2) Be Willing to Work
Hill’s transformation was one of the most difficult one’s a player can go through. This was not something he was able to roll out of bed and change. He was starting from almost square one, altering his mechanics and arm angle. It required him to get a new feel for controlling his pitches, especially his beloved curveball (it is much harder to get on top of your curveball from a lower arm angle like Hill now had).
That work that Hill put in was above and beyond what most players are willing to do. Many players never make it in the big leagues (or even get to the big leagues for that matter) because they are unwilling to put in the work and make the necessary mechanical adjustments to improve their game.
For me, I learned to change my swing over one summer. Even as a youngster I had noticed that the swings from guys like Ken Griffey Jr. and Barry Bonds did not look like the swing that I was being taught. So finally, the summer after my freshman season, I went to a coach to learn the right swing.
He gave me hours of drills to do as homework over this 7 day crash course, and then after that a drill plan over the rest of the summer to really get the swing ingrained and generate the necessary muscle memory for it to be my natural swing.
While many players my age were home partying and goofing off, I was hitting it hard, mastering this swing. So that when I got my chance, when I finally got healthy…I could do major damage.
3) Be Humble
Despite his background as a starting pitcher and the ability for starters to command a higher salary, Hill was willing to make that personal sacrifice for the team when he could have easily left the organization and likely found a team that would have let him start if he really wanted to.

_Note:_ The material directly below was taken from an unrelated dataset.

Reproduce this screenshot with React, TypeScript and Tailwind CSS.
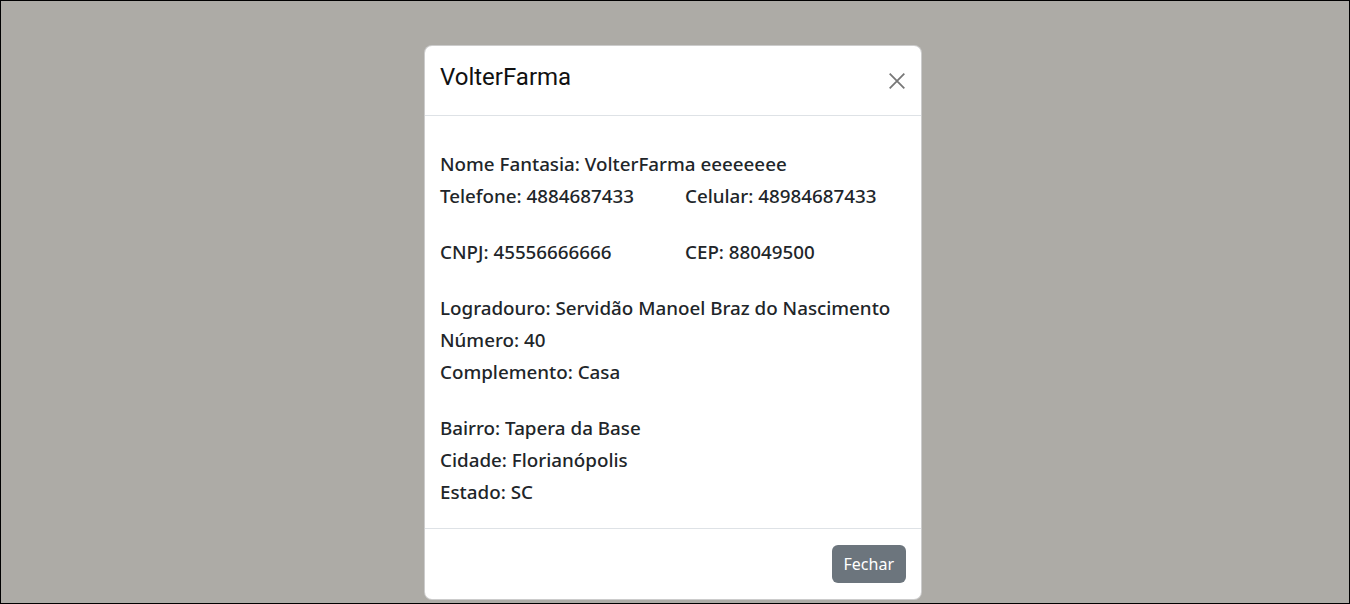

But instead Hill swallowed his pride and made the move, and helped the Red Sox where they needed him most and made their recommended adjustments to better fit the role of lefty specialist.
It was not until Hill had his back against the wall and his only playing options were the independent leagues did he finally revert back to his over the top arm action (again, because it was more conducive to a starting pitcher than his old sidearm motion).
If your coach asks you to make a change in your role with the team, understand that your role is not bigger than the team or the game, embrace it. In high school my coach moved me around the batting order during two separate hot streaks (moving me first from 4th to 3rd and then 3rd to 2nd, one was far more conventional than the other). Other players looked at me and asked why the coach was moving me around.
I just shrugged my shoulders and got back into my pre-game routine. Because the routine and getting ready to help the team was far more important than the honor of hitting 3rd, or 4th, or starting or closing, or whatever role you think you should have on the team.
Another example you see is pitchers at the College World Series. The most common example is pitchers who normally start closing games, and closers starting games or at least throwing longer than they typically have all season.
But they embrace the role at the time because that is what’s best for the team. Emulate them. Focus on whatever task is at hand and getting the best results possible. Maybe you’ll find a new role to thrive in…like Rich Hill.
Edit: This past offseason, Rich Hill signed a contract with the Oakland Athletics for $6 million.